The Daily Telegraph journalist, and ex-Bedfords officer, Ellis Ashmead-Bartlett, summaries the war so far in a prescient article entitled “Waiting for Spring” on page 10 of today’s newspaper. He writes that “this strange war is drifting through a dull period.” and so he turns to speculate on the outcome of the war. He goes on to ask the reader “which nation will produce the great man, the inspired genius, who will devise a means of making modern warfare decisive?”

The title of the article echoes Kitchener’s recent alleged soundbite (overheard secondhand from a British officer in a French mess) that “I don’t know when it [the war] will end, but I know when it will begin, and that is in the month of May!”

Ashmead-Bartlett went out to Gallipoli as a war correspondent for the Daily Telegraph and even filmed the only movie footage of the battle. He was very critical of the Dardanelles campaign and its commander, General Sir Ian Hamilton. He later spent time on the Western Front. After the war he went off to fight Bolsheviks in Hungary, as you do, returned to become a Tory MP and died in Lisbon at the early age of 50.

Photo showing Carles Bean and Ellis Ashmead-Bartlett, war correspondents in 1915.
Australian official historian Charles Bean (front) and British war correspondent Ellis Ashmead-Bartlett (rear) at Imbros during the Battle of Gallipoli, 1915.

Storm in a tea cup

30th December 1914

The Dorsets remained in billets for the day.

The 5th Division’s diary writes that men were “repairing damage done by storm”. There’s no other mention of this storm in the other diaries. In the Telegraph, however, much of the paper is given over to covering the storm which affected the South East of England on Monday 28th December 1914. Much damage was done to property, including Southend Pier, the longest pleasure pier in the world, which was “breached in three places”. Winds reached almost 40 miles an hour and, in typically English aggrandisement, the storm is described as “very nearly a gale”.

I wonder if this is the same storm that had toppled over precarious sandbags and parapets in Belgium.

There’s an interesting advertisement in the Telegraph today. You could now book tickets to sail to America on January 16th from Liverpool on the RMS Lusitania.

Cat amongst the turkeys

27th December 1914

The Dorset patrols came back from their night time assignations and reported that everything was very quiet.

Later on that day, at 5.25pm the Dorsets submitted their daily report to the 15th Brigade HQ, saying that the situation as unchanged but they had experienced fairly heavy shellfire during the day. There were no casualties.

The 5th Division diary confirms enemy shellfire landing in Sector B and also in Neuve Église.


At home the nation’s ability to be distracted from the war was epitomised by the lead story in page 3 of the Telegraph where the photo is that of a woman dressed as a cat who is collecting money for the Belgian refugee fund. Pauline Prim is “the first lady who has ever impersonated a cat or any other animal upon the stage”. The Telegraph attributes her feline performance to her husband’s acting abilities and explains that “it was probably though watching her husband’s rehearsals that she was, in a very short time, able to represent a cat in the most lifelike manner.” Thank goodness for men says the Telegraph. Roll on votes for women I say. We also learn that posting amusing cat pictures is not just an internet phenomena.

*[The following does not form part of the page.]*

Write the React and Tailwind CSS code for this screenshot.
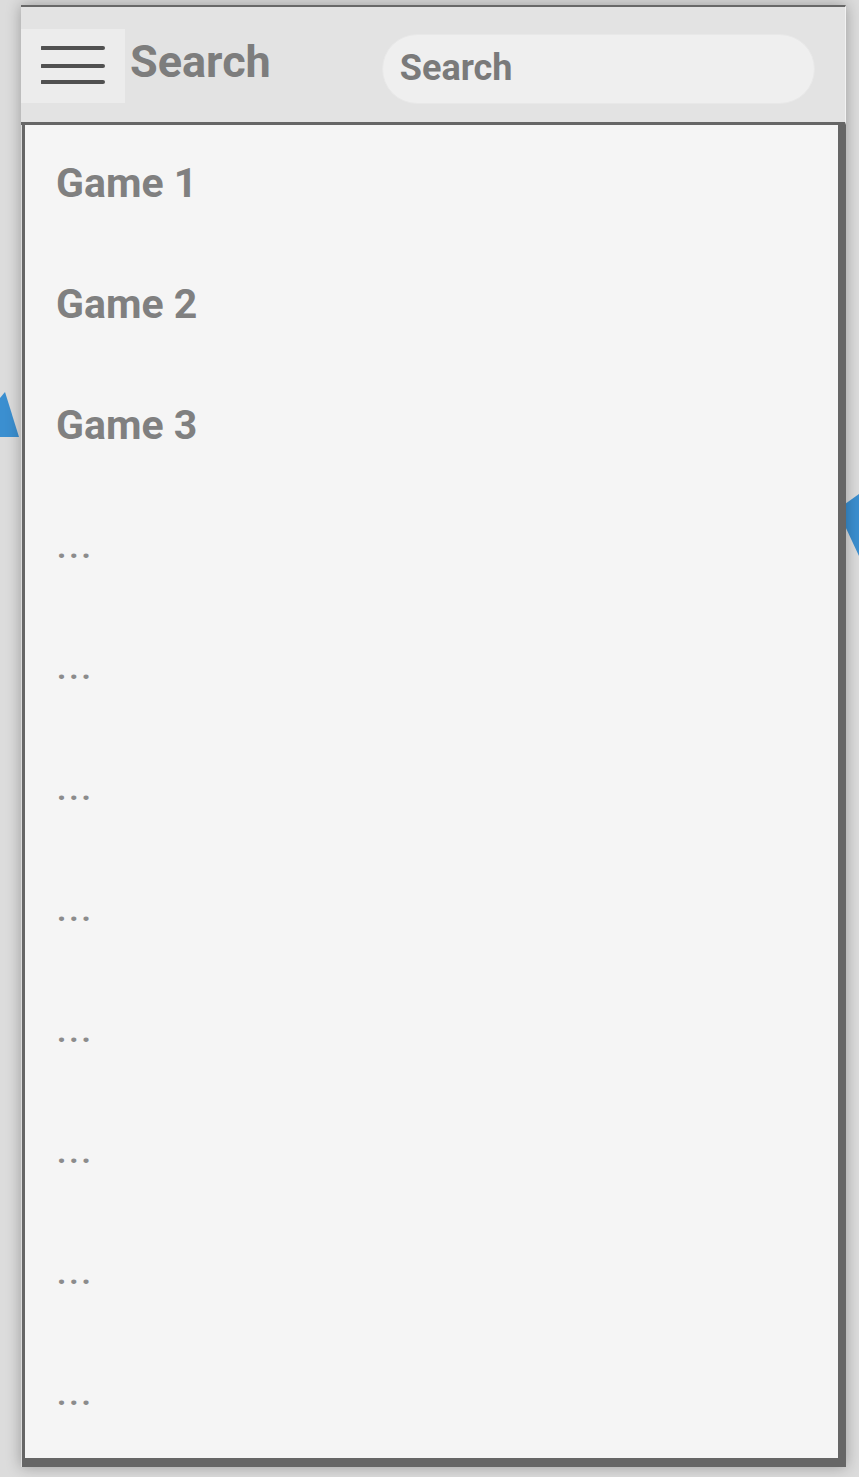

Another phenomena we think is just a modern one, is that of shopping madness at Christmas, especially when it came to buying turkeys. Here women did rule the (poultry) roost. If they weren’t driving hard bargains in London’s street market (“where the poor buy”), they were accompanying their loved ones on leave to Smithfield, Billingsgate and Leadenhall markets, to choose a bird for the Christmas table. Turkeys were very expensive when compared to beef and pork at this time; over double the price per pound, especially French ones  – Italian ones being in “far inferior condition”. Turkeys, then as now, were being gobbled up.

Mad men & English togs

21st December 1914

The Dorsets sent in their nightly reports to the 15th Brigade HQ and this filtered through to the 5th Division.The diary entry reads (I think) “patrols report of wounded”. What could this mean? Were there wounded out in No Man’s Land? Or were some of the Dorsets wounded while they were out and about?

Rifle fire at intervals was the order of the day. The response from the Germans was to heavily shell the Dorset trenches. Six men were wounded. The shellfire came from a new enemy battery to the north and British guns were asked to locate and engage it the following day.


In today’s Telegraph one hundred years ago, all the Christmas consumerism we seem to think is just a modern phenomena is there to see in all its greedy glory in 1914. On page five, a full page advert*, which is titled “What they need most at the front” begins with a “remarkably enlightening Letter from an Officer”. The letter goes on to recommend Christmas gifts men really needed at the front. Underneath in five columns, run adverts for a range of products, ranging from Oxo, Aquascutum overcoats, Horlick’s malted milk tablets and vaseline. In one of the panels is a pull quote. It reads “–but what they need most of all is MORE MEN”.

The addition of the call to arms message recalls the broohaahaa over this year’s Sainsbury’s advert. Presumably the copy was devised by ad men who were still a long way from signing up to the war effort.

The page uses a no holds barred advertising trick still used today; namely tug at the consumer’s heart and then hit them over the head with the product. John Lewis is still doing it every Christmas.

* Dorland advertising agency placed the advert in the newspaper. They went on to be one of the UK’s, and indeed the World’s, biggest ad agencies. They made the iconic Castrol GTX ad in 1980.